— start —

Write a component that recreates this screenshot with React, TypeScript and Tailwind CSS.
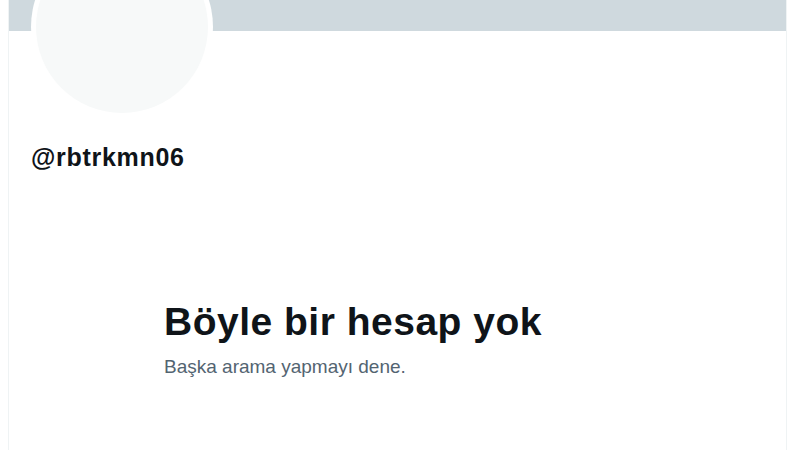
export default function App() {
  return (
    <div className="w-[800px] h-[450px] bg-white overflow-hidden font-['Liberation_Sans',Arial,sans-serif]">
      <div className="ml-[8px] w-[779px] h-full border-x border-[#eff3f4]">
        {/* banner */}
        <div className="h-[31px] bg-[#cfd9de]" />

        {/* avatar + handle */}
        <div className="pl-[22px]">
          <div className="-mt-[95px] w-[182px] h-[182px] rounded-full bg-white p-[5px]">
            <div className="w-full h-full rounded-full bg-[#f7f9f9]" />
          </div>
          <div className="mt-[24px] text-[25px] leading-[30px] font-bold tracking-[0.7px] text-[#0f1419]">@rbtrkmn06</div>
        </div>

        {/* empty state */}
        <div className="pl-[155px] mt-[127px]">
          <h1 className="text-[39px] leading-[46px] font-bold tracking-[0.5px] text-[#0f1419]">Böyle bir hesap yok</h1>
          <p className="mt-[10px] text-[19px] leading-[24px] text-[#536471]">Başka arama yapmayı dene.</p>
        </div>
      </div>
    </div>
  );
}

— end —

GIVEN EXERCISE:
Copy every line of the data word for word, omitting the images.

FINAL RESULT:
Write a component that recreates this screenshot with React, TypeScript and Tailwind CSS.
export default function App() {
  return (
    <div className="w-[800px] h-[450px] bg-white overflow-hidden font-['Liberation_Sans',Arial,sans-serif]">
      <div className="ml-[8px] w-[779px] h-full border-x border-[#eff3f4]">
        {/* banner */}
        <div className="h-[31px] bg-[#cfd9de]" />

        {/* avatar + handle */}
        <div className="pl-[22px]">
          <div className="-mt-[95px] w-[182px] h-[182px] rounded-full bg-white p-[5px]">
            <div className="w-full h-full rounded-full bg-[#f7f9f9]" />
          </div>
          <div className="mt-[24px] text-[25px] leading-[30px] font-bold tracking-[0.7px] text-[#0f1419]">@rbtrkmn06</div>
        </div>

        {/* empty state */}
        <div className="pl-[155px] mt-[127px]">
          <h1 className="text-[39px] leading-[46px] font-bold tracking-[0.5px] text-[#0f1419]">Böyle bir hesap yok</h1>
          <p className="mt-[10px] text-[19px] leading-[24px] text-[#536471]">Başka arama yapmayı dene.</p>
        </div>
      </div>
    </div>
  );
}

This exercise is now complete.